Das Versprechen von Bitcoin ist ein Versprechen auf finanziellen Gewinn. Und tatsächlich, wer früh in die Kryptowährung investierte, hat viel Geld verdient. Die langfristigen Steigerungsraten sind jedoch nur die halbe Wahrheit, denn Bitcoin unterliegt auch heftigen Kursschwankungen. Sieht man sich die monatlichen Werte an, kann der Preis schon mal um 20 Prozent runter schnellen. Im Vergleich zu November mit einem Höchststand von rund 68.000 Dollar lag der Wert von Bitcoin am Freitag bei nur noch rund 37.000 Dollar.

Für Menschen, die täglich von der Hand in den Mund leben, ist es ein gefährliches Spiel.

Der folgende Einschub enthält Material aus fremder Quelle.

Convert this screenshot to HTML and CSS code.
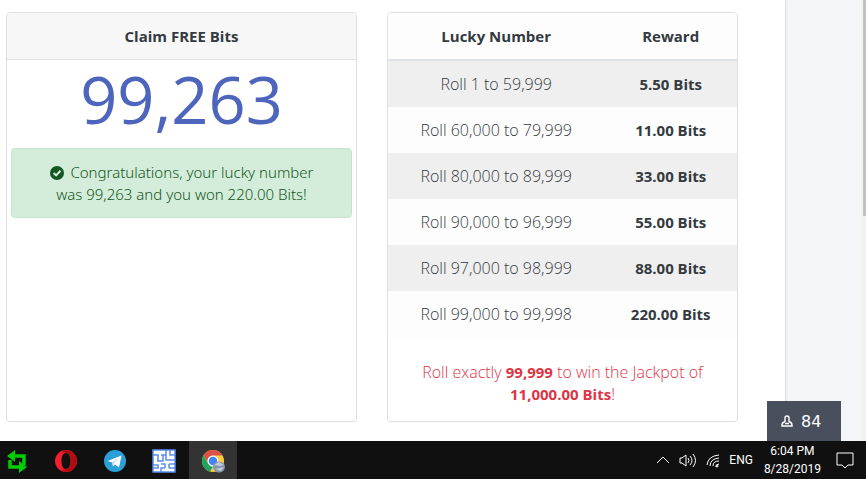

Das wenige Geld, das sie erarbeiten, geben sie jeden Tag für Essen aus und um ihre Rechnungen zu begleichen. Es bleibt nichts übrig, um in Bitcoin zu investieren und auf das große Geld zu spekulieren.

Und auch Bukele nutzt seine Macht für fragwürdige Maßnahmen. So hat er die Amtszeit auf sechs Jahre ausgedehnt, nimmt Einfluss auf die Medien und hat eine Marketing-Maschine hinter sich, die nur seine Wahrheit kennt.

Nationalgericht Pupusa.
© Bernd Vasari

Ist die Euphorie rund um Bitcoin nur eine immer größer werdende Seifenblase, bis sie platzt, die digitale Währung nur ein Spekulationsobjekt von Tech-Yuppies aus Kalifornien?

Der Obsthändler in der Nähe der Kirche erzählt stolz von seinen Bitcoin-Ersparnissen. Sein Bitcoin-Wallet sei wie ein Sparbuch. Doch, was, wenn der Preis in den Keller rasselt und das ganze Geld auf einmal weg wäre? Der Obsthändler lacht und schlägt eine Ananas entzwei: "Die vergangenen Jahre waren in diesem Land voll von Betrug. Vielleicht haben wir jetzt einmal Glück."